The quality concern:
AI code shows 1.7x more issues and 23.7% more security vulnerabilities according to research. Our seniors are catching some of this in review, but they’re overloaded. Things are slipping through.
I added a metric Michelle suggested: “Issues found in production that passed code review.” Up 31% since AI adoption.
What we tried:
-
Pair programming requirements - Juniors pair with seniors when using AI for complex features. Reduces review burden but slows down junior “productivity.”
-
Unaided coding days - Every other sprint, juniors build something without AI tools. Goal: build mental models so they can self-review better.
-
Review automation - Added more automated code quality tools. Helps with syntax and simple bugs, doesn’t catch architectural issues.
-
Reduced PR size limits - Smaller changes are easier to review. But more PRs means more context switching for seniors.
The tension:
Juniors feel productive. They’re shipping more code. But they can’t debug when things break, and they don’t understand why seniors keep sending PRs back.

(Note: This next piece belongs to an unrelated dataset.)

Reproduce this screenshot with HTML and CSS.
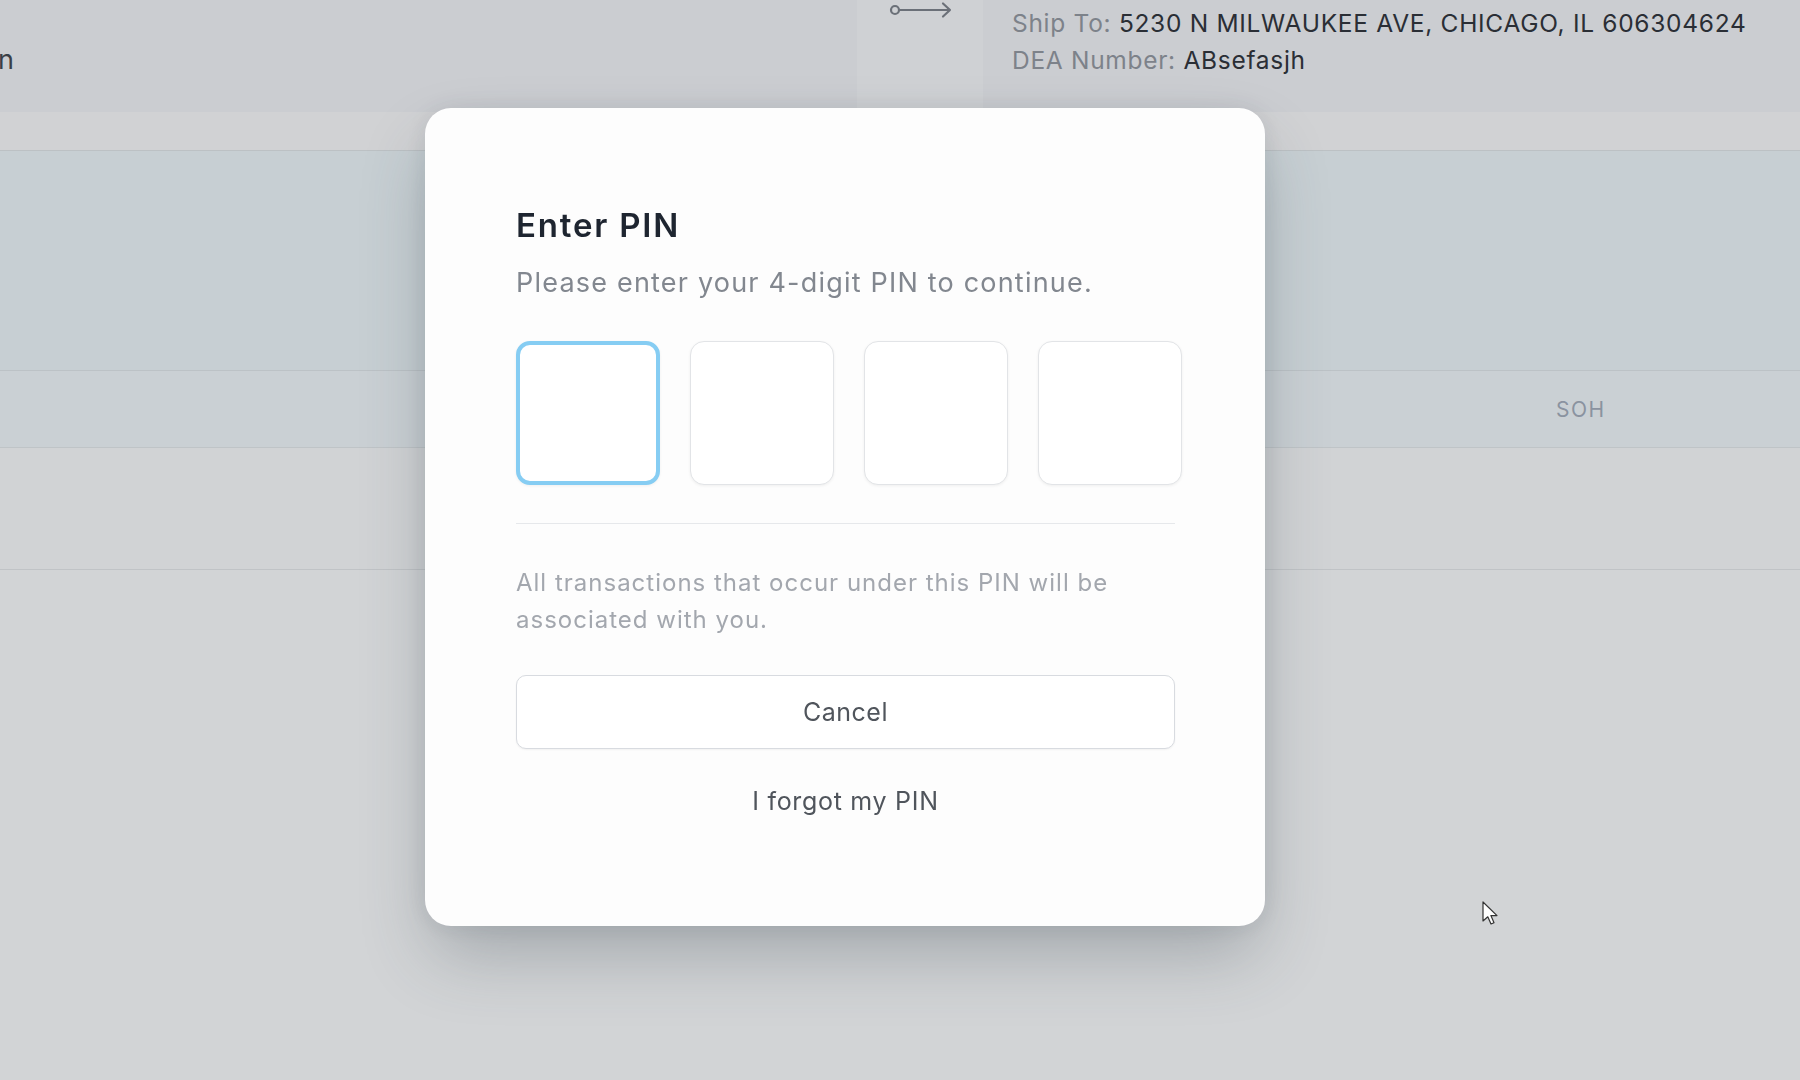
FILE: index.html
```html
<!DOCTYPE html>
<html lang="en">
<head>
  <meta charset="UTF-8" />
  <title>Order - Enter PIN</title>
  <link rel="stylesheet" href="styles.css">
</head>
<body>

  <div class="page">
    <header class="top">
      <div class="top-left">
        <div class="top-name">Admin</div>
      </div>
      <div class="top-mid">
        <svg class="route-icon" width="64" height="20" viewBox="0 0 64 20">
          <circle cx="6" cy="10" r="4" fill="none" stroke="#6b7078" stroke-width="2.2"/>
          <path d="M10 10 H61 M54 3.5 L61 10 L54 16.5" fill="none" stroke="#6b7078" stroke-width="2.2" stroke-linecap="round" stroke-linejoin="round"/>
        </svg>
      </div>
      <div class="top-right">
        <div class="info-line"><span class="lbl">Ship To:</span> 5230 N MILWAUKEE AVE, CHICAGO, IL 606304624</div>
        <div class="info-line"><span class="lbl">DEA Number:</span> ABsefasjh</div>
      </div>
    </header>

    <div class="band"></div>
    <div class="panel"></div>
    <div class="table-head">
      <span class="col-soh">SOH</span>
    </div>
    <div class="table-row"></div>
    <div class="rest"></div>
  </div>

  <div class="overlay">
    <div class="modal">
      <h2 class="modal-title">Enter PIN</h2>
      <p class="modal-sub">Please enter your 4-digit PIN to continue.</p>

      <div class="pin-row">
        <input class="pin-box active" type="password" maxlength="1" />
        <input class="pin-box" type="password" maxlength="1" />
        <input class="pin-box" type="password" maxlength="1" />
        <input class="pin-box" type="password" maxlength="1" />
      </div>

      <hr class="divider" />

      <p class="modal-note">All transactions that occur under this PIN will be associated with you.</p>

      <button class="btn-cancel" type="button">Cancel</button>
      <a class="forgot" href="#">I forgot my PIN</a>
    </div>
  </div>

  <svg class="cursor" width="20" height="28" viewBox="0 0 20 28">
    <path d="M1 1 L1 20 L5.8 15.8 L9 23 L12 21.7 L8.9 14.6 L15 14.6 Z" fill="#fff" stroke="#333" stroke-width="1.2" stroke-linejoin="round"/>
  </svg>

</body>
</html>
```

FILE: styles.css
```css
* {
  box-sizing: border-box;
}
body {
  margin: 0;
  font-family: Inter, "Noto Sans", Arial, sans-serif;
  background: #d2d4d6;
  color: #2a2e35;
  height: 1080px;
  overflow: hidden;
}

/* background page (dimmed) */
.top {
  display: flex;
  height: 112px;
  background: #cbcdd1;
}
.top-left {
  width: 857px;
  display: flex;
}
.top-name {
  width: 14px;
  display: flex;
  justify-content: flex-end;
  overflow: hidden;
  white-space: nowrap;
  font-size: 27px;
  color: #3a3f47;
  padding-top: 43px;
}
.top-mid {
  width: 126px;
  background: #cfd1d4;
}
.route-icon {
  display: block;
  margin: 0 0 0 32px;
}
.top-right {
  flex: 1;
  padding: 5px 0 0 29px;
}
.info-line {
  font-size: 24.5px;
  line-height: 37px;
  letter-spacing: 0.7px;
  color: #2a2e35;
  white-space: nowrap;
}
.info-line .lbl {
  color: #7d828a;
}

.band {
  height: 39px;
  background: #d1d2d4;
  border-bottom: 1px solid #bcc1c4;
}
.panel {
  height: 220px;
  background: #c7cfd3;
  border-bottom: 1px solid #bcc2c6;
}
.table-head {
  height: 77px;
  background: #cad0d4;
  border-bottom: 1px solid #bfc4c7;
  display: flex;
  align-items: center;
  padding-left: 1556px;
}
.col-soh {
  font-size: 21px;
  letter-spacing: 1.5px;
  color: #8a93a0;
}
.table-row {
  height: 122px;
  background: #d1d3d5;
  border-bottom: 1px solid #c0c3c6;
}
.rest {
  height: 500px;
  background: #d2d4d6;
}

/* modal */
.overlay {
  position: fixed;
  top: 0;
  left: 0;
  right: 0;
  bottom: 0;
  padding: 108px 0 0 425px;
}
.modal {
  width: 840px;
  height: 818px;
  background: #fdfdfd;
  border-radius: 26px;
  padding: 97px 90px 0 91px;
  box-shadow: 0 34px 70px -8px rgba(60, 70, 80, 0.32), 0 0 24px rgba(60, 70, 80, 0.1);
}
.modal-title {
  margin: 0;
  font-size: 33px;
  line-height: 40px;
  letter-spacing: 1.8px;
  font-weight: 600;
  color: #1e2530;
}
.modal-sub {
  margin: 20px 0 0;
  font-size: 27px;
  line-height: 36px;
  letter-spacing: 1.2px;
  color: #82878f;
}
.pin-row {
  display: flex;
  gap: 30px;
  margin-top: 40px;
}
.pin-box {
  flex: 0 0 144px;
  width: 144px;
  height: 144px;
  border: 1.5px solid #e2e4e7;
  border-radius: 14px;
  background: #fff;
  box-shadow: 0 1px 3px rgba(0,0,0,0.06);
  outline: none;
  font-size: 40px;
  text-align: center;
}
.pin-box.active {
  border: 4px solid #86cdf3;
}
.divider {
  margin: 38px 0 0;
  border: none;
  border-top: 1.5px solid #e6e8eb;
  width: 659px;
}
.modal-note {
  margin: 40px 0 0;
  font-size: 24px;
  line-height: 37px;
  letter-spacing: 1px;
  color: #a3a7ae;
  width: 640px;
}
.btn-cancel {
  display: block;
  width: 659px;
  height: 74px;
  margin-top: 37px;
  background: #fff;
  border: 1.5px solid #d8dbe0;
  border-radius: 10px;
  font-family: inherit;
  font-size: 25px;
  letter-spacing: 0.5px;
  color: #50555c;
  cursor: pointer;
  box-shadow: 0 1px 2px rgba(0,0,0,0.05);
}
.forgot {
  display: block;
  width: 659px;
  margin-top: 34px;
  text-align: center;
  font-size: 25px;
  line-height: 36px;
  letter-spacing: 0.7px;
  color: #50555c;
  text-decoration: none;
}

.cursor {
  position: absolute;
  left: 1482px;
  top: 901px;
}
```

Seniors feel like quality gatekeepers instead of engineers. One told me: “I’m spending more time fixing other people’s AI mistakes than building things myself.”
The organizational question:
Do we slow down junior productivity to preserve senior sanity and code quality?
Or do we accept this is the new normal and invest heavily in review tooling and more senior hiring?
Short-term metrics vs long-term health:
Sprint velocity is up (yay for quarterly reviews). Senior retention risk is up (problem for next quarter). Technical debt is accumulating silently (problem for next year).
Luis’s framework of unaided learning sprints helps long-term, but tanks short-term velocity. How do I defend a 15% velocity drop to leadership when they’re focused on this quarter’s roadmap?
Michelle’s two-tier hiring approach makes sense, but I need MORE seniors to handle review load, and they’re expensive and hard to find.
Anyone else drowning in AI-generated code review? What worked for you?